A nursery by the sea

Crossing the desert and the outback of Australia to see one of the most gentle and beautiful animals on this planet. My excitement was overwhelming; my heart beat faster with every kilometre. I had left the cold winter of Victoria behind, and as I crossed into South Australia, I felt the warm sun on my face for the first time in weeks.

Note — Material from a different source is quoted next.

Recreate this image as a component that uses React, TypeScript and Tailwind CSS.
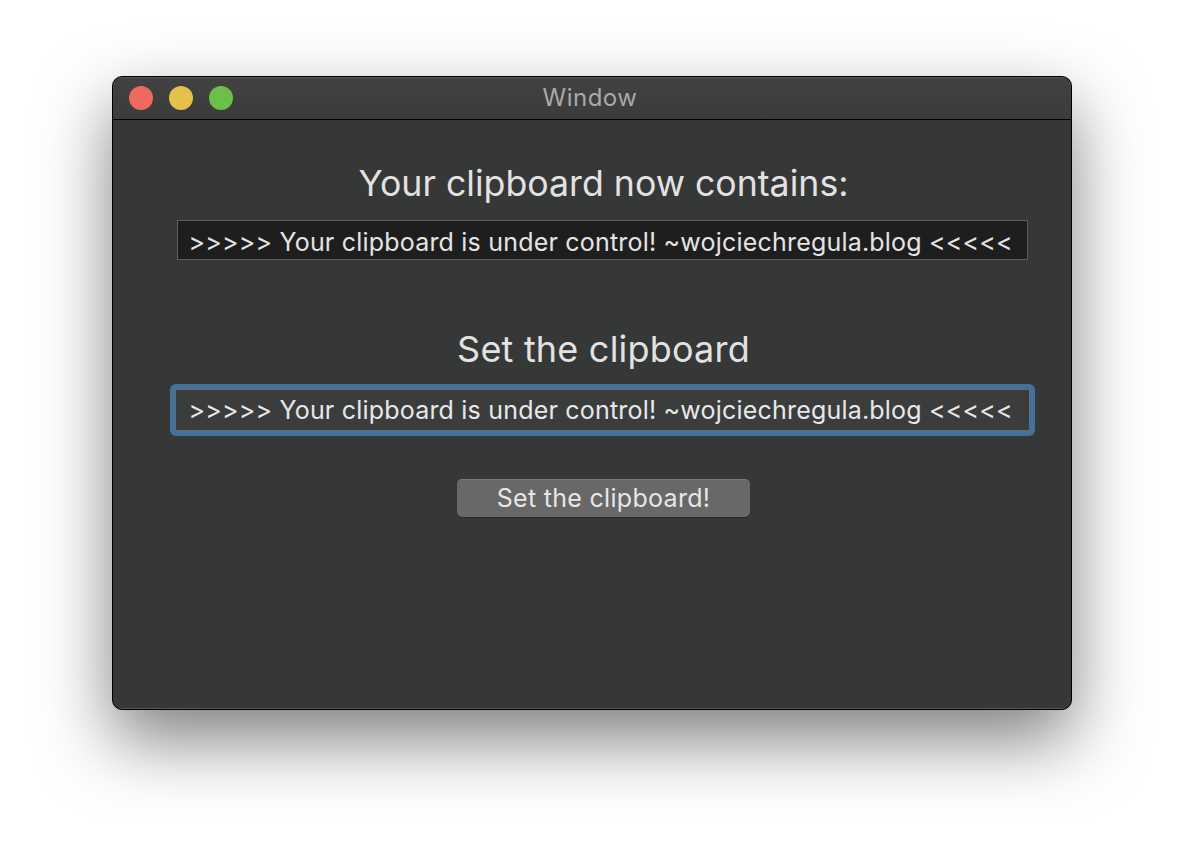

There’s something strangely captivating about crossing the outback. A landscape that feels both empty and alive at once. The road unwinds through a vast, ochre-coloured land, where time seems to stretch and bend. Low shrubs cling to the red earth, the heat dances above the asphalt, and every now and then, I could see through the window of the car a wedge-tailed eagle circles overhead like a silent guardian of this untamed space. Occasionally, a flash of movement breaks the stillness. A lone kangaroo, half-hidden in the shade of the bush, resting through the heat of the day. It lifts its head, alert and calm, then disappears again into the rustling scrub, as if the land itself had blinked.

The red fades to gold, then to green, and finally, to blue, that striking turquoise blue. The ocean appears like a mirage, shimmering at the edge of everything. Reaching the coastline felt like arriving at another world. A place where the land breathes differently. We just arrived to the home of the one of the largest breeding grounds of southern right whales: Fowlers Bay.